« »Papa, ce sera quoi le métier dans dix ans ? » Après avoir obtenu un bac agricole, mon fils semble bien moins enclin à poursuivre ses études dans ce domaine. Est-ce le signe d’un désintérêt ou une preuve de maturité qui le pousse à voir d’autres choses avant de s’installer et de s’approprier la façon de travailler ?
Ni doute, ni inquiétude, il fera bien ce qu’il veut, mais ça m’interroge. Au-delà de la fierté de faire notre métier, comment convaincre la génération suivante lorsqu’on doit se battre quotidiennement pour à la fois maintenir notre outil de production, faire face à une fluctuation des cours à la baisse, à une politique agricole pénalisante et à un cadre réglementaire de plus en plus contraignant.
Je ne suis pas sûr des causes de ce changement. Mais comment faire rêver les gosses quand on est soi-même plein d’interrogations ? Sur ce point, mon attitude est de l’intéresser à mes projets, qui, au demeurant, ne sont pas exempts de doutes.
Les projections laissent à penser que notre futur modèle économique pourrait s’appuyer sur trois leviers : la production d’aliments, notre action environnementale, la production d’énergie. Je ne suis pas sûr que cela fasse l’unanimité.

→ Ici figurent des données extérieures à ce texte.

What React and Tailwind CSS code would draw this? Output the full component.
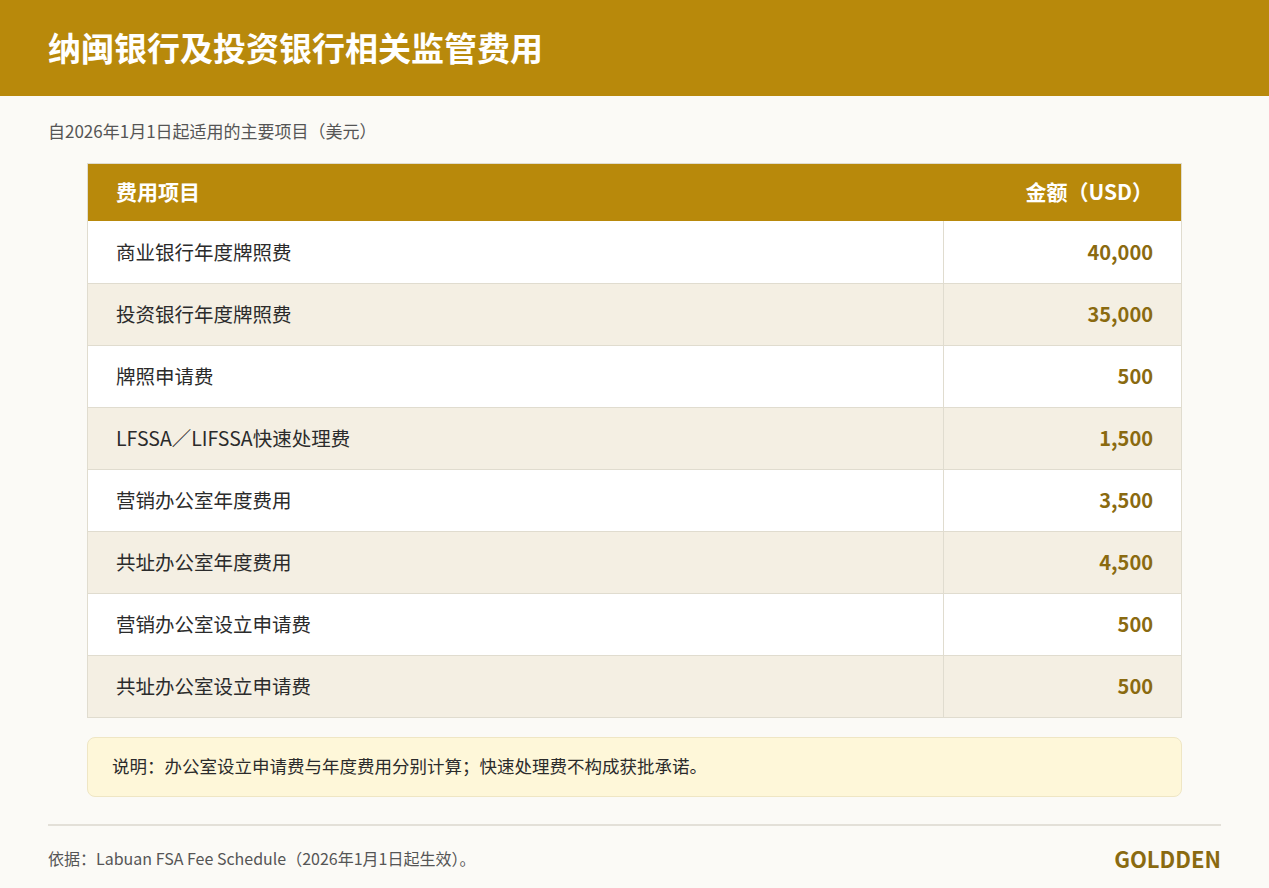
const rows = [
  ['商业银行年度牌照费', '40,000'],
  ['投资银行年度牌照费', '35,000'],
  ['牌照申请费', '500'],
  ['LFSSA／LIFSSA快速处理费', '1,500'],
  ['营销办公室年度费用', '3,500'],
  ['共址办公室年度费用', '4,500'],
  ['营销办公室设立申请费', '500'],
  ['共址办公室设立申请费', '500'],
];

export default function App() {
  return (
    <div className="w-[1269px] h-[888px] bg-[#fbfaf6] text-[#2b2b2b] overflow-hidden" style={{ fontFamily: '"Noto Sans CJK SC", "Noto Sans", sans-serif' }}>
      <div className="h-[96px] bg-[#b8890b] flex items-center px-12">
        <h1 className="text-[33px] font-bold text-white">纳闽银行及投资银行相关监管费用</h1>
      </div>
      <p className="px-12 mt-[22px] text-[17px] text-[#555]">自2026年1月1日起适用的主要项目（美元）</p>
      <div className="mx-[87px] mt-[19px] border border-[#e0dccf]">
        <div className="h-[57px] bg-[#b8890b] flex items-center text-white font-bold text-[21px]">
          <div className="flex-1 pl-7">费用项目</div>
          <div className="w-[238px] pr-7 text-right">金额（USD）</div>
        </div>
        {rows.map(([name, amt], i) => (
          <div key={i} className={`h-[62px] flex items-stretch text-[19.5px] ${i > 0 ? 'border-t border-[#e0dccf]' : ''} ${i % 2 ? 'bg-[#f4efe3]' : 'bg-white'}`}>
            <div className="flex-1 pl-7 flex items-center">{name}</div>
            <div className="w-[238px] pr-7 flex items-center justify-end border-l border-[#e0dccf] font-bold text-[#8a6a10] text-[20px]">{amt}</div>
          </div>
        ))}
      </div>
      <div className="mx-[87px] mt-[19px] h-[60px] bg-[#fef7d9] border border-[#efe6c4] rounded-lg flex items-center px-6 text-[17.5px]">
        说明：办公室设立申请费与年度费用分别计算；快速处理费不构成获批承诺。
      </div>
      <div className="mx-12 mt-[27px] border-t-2 border-[#e3e0d8]" />
      <div className="mx-12 mt-[16px] flex items-center justify-between">
        <span className="text-[16px] text-[#555]">依据：Labuan FSA Fee Schedule（2026年1月1日起生效）。</span>
        <span className="text-[22px] font-bold text-[#8a6a10]">GOLDDEN</span>
      </div>
    </div>
  );
}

Avant de se projeter, il faudrait déjà nous laisser continuer à assurer une alimentation saine et à contribuer à notre souveraineté alimentaire. Notre participation à la production d’énergie ne se fera pas sans une orientation des politiques publiques de façon à ce qu’elles soient favorables aux projets agricoles ; avec les gardefous nécessaires pour éviter les dérives comme cela peut-être le cas dès que l’on aborde une question environnementale.
Comment comprendre qu’une partie des aides qui devait servir à la production agricole, sert désormais à la préservation de l’environnement que l’on respecte, à l’implantation de haies par exemple. Cela représente un coût pour l’exploitation qui n’est pas totalement remboursé. Pire, une partie de l’argent de ces aides est finalement accaparée par différents acteurs non agricoles.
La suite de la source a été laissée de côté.